Abstract
Purpose :
Femtosecond (fs) laser induced refractive-index change has previously been used to write 150um diameter hydrogel microlenses (Gandara-Montano et al., 2015). The purpose of this study was to investigate the optical quality of large refractive corrective devices (6mm diameter) created with this technology.
Methods :
Seven Fresnel lenses (sphere: -3 to +10D, cylinder: -1.5D) were created with a 6mm diameter optical zone. Each lens was produced within a plano hydrogel by focusing a 400nm fs-laser and a galvo-scanning system (field of view: 245x88um). The lenses were comprised of a stitched mosaic with ~1400 individual rectangles.

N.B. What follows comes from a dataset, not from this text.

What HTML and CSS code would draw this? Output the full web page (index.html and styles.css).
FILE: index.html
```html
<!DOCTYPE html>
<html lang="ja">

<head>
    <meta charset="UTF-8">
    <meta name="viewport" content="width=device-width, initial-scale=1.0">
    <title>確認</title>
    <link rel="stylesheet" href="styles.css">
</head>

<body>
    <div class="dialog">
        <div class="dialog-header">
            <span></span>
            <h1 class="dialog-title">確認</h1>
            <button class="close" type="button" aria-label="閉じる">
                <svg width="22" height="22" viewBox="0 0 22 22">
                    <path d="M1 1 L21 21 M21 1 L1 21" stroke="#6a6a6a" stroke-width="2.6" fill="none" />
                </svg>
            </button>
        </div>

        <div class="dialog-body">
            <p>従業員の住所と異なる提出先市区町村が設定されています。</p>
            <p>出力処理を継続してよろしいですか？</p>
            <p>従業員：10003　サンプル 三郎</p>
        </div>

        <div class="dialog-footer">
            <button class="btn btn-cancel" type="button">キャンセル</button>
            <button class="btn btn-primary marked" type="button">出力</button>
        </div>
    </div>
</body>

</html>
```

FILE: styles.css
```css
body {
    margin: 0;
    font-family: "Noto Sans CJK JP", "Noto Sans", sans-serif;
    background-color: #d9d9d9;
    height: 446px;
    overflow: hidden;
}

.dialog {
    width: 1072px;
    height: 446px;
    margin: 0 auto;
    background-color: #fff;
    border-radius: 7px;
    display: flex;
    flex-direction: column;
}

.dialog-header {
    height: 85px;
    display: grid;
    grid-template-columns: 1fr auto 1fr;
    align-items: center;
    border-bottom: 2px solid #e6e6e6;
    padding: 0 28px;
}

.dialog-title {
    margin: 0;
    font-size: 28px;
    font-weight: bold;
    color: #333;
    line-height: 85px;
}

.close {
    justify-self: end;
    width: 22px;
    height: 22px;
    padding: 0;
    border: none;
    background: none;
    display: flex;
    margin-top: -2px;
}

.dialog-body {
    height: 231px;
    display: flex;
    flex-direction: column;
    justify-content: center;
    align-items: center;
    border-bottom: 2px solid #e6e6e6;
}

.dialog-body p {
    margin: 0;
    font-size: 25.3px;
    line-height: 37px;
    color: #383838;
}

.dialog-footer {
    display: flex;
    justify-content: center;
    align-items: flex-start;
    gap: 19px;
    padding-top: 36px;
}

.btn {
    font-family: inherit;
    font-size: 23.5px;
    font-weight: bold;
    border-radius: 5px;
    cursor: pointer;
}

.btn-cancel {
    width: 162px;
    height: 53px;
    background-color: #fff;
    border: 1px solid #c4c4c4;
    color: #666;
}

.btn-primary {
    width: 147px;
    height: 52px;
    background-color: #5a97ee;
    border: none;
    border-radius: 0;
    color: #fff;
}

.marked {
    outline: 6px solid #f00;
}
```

Optical quality was assessed over a 5.8mm diameter pupil with a custom-built Shack-Hartmann wavefront sensor and an optical bench for imaging the monochromatic point-spread function (543nm, design wavelength), from which the normalized area under the Modulation Transfer Function (aMTF, from 0 to 60cyc/deg) was computed.
Results :
The measured writing error was 0.01±0.25D of the desired target. Induced higher order RMS was 0.15±0.04um. The spherical lenses had an average aMTF of 0.70±0.23 (range: 0.31 to 0.97). A correlation between aMTF and induced diopters was observed (R-squared = 0.71) where higher powers had lower aMTF.
Conclusions :
The ability to create high-quality ophthalmic devices with fs-laser processing was demonstrated over a large optical zone. Despite stitching-induced scatter, the wavefront data of the lenses showed a strong agreement between the desired and obtained structures. Increasing scanning system field of view to reduce tiling will be the basis of future work.
This is an abstract that was submitted for the 2017 ARVO Annual Meeting, held in Baltimore, MD, May 7-11, 2017.